Current versions of Windows can be found through Microsoft at (as of the date of this writing) http://www.microsoft.com. The phone number (current as of 2015) is 877-696-7786. Current versions of Windows may also be available at electronics retailers.

Mac OSX

Mac OSX is the operating system specifically designed to be used on Macintosh (Mac) computer hardware. Macintosh is a brand name under the Apple, Inc company for a computer hardware line of business. Other business hardware by Apple, Inc includes the currently (2015) popular iPod and iPhone. Mac OSX can be installed on non-Mac hardware but this is very uncommon. It is a simple and straightforward to use operating system originally based on an older operating system called Unix.

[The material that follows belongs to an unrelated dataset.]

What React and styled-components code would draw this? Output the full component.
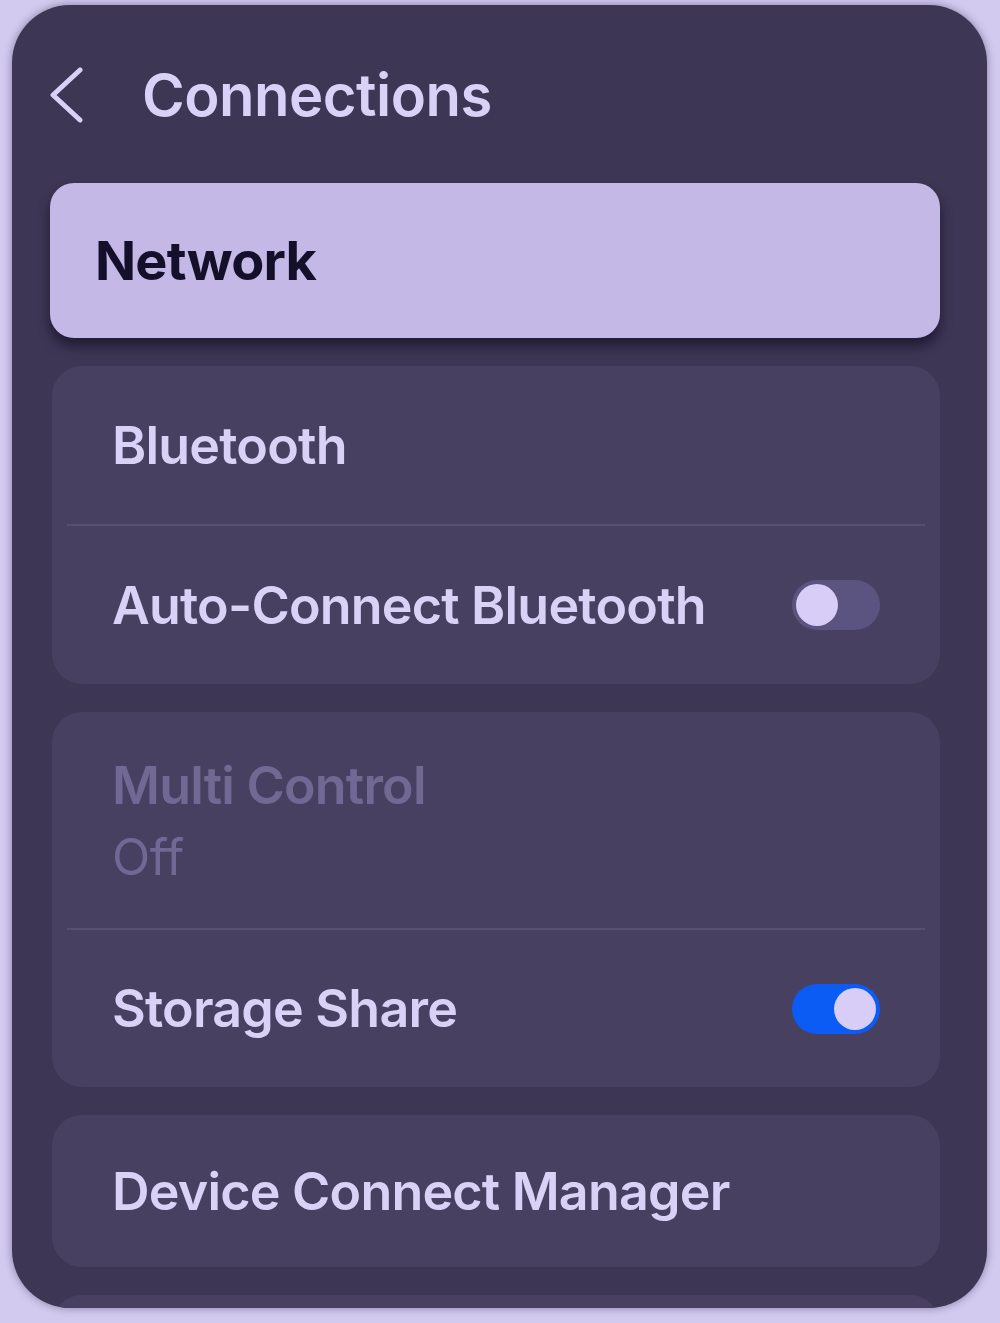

Current versions of the operating system can be found at retail outlets (Apple Store), or through the Apple company at http://www.apple.com. Major OSX versions, historically nicknamed after animals, include:

  • Cheetah
  • Puma
  • Jaguar
  • Panther
  • Tiger
  • Leopard
  • Snow Leopard
  • Lion
  • Mountain Lion
  • Mavericks
  • Yosemite

Linux

Linux is an open-source (meaning that the computer code is available for a public user to look at and alter) operating system originally created by Linus Torvalds to work similar to the Unix operating system (which was no longer free) but not use the proprietary Unix code. Because it is open-source and can be changed by anyone who has the knowledge to do so, there are a great many versions of Linux in use; probably the most popular version at the time of this writing is the Ubuntu platform (available at http://www.ubuntu.com). Linux has been adapted to mobile technology in the form of the Android operating system. When possible, SCERA will specify which “flavor” of Linux is being used by an agency.

Because it is open-source and the open-source community is very devoted to the ideal of free-software, all (or almost all) programs running on Linux are free to obtain and to use.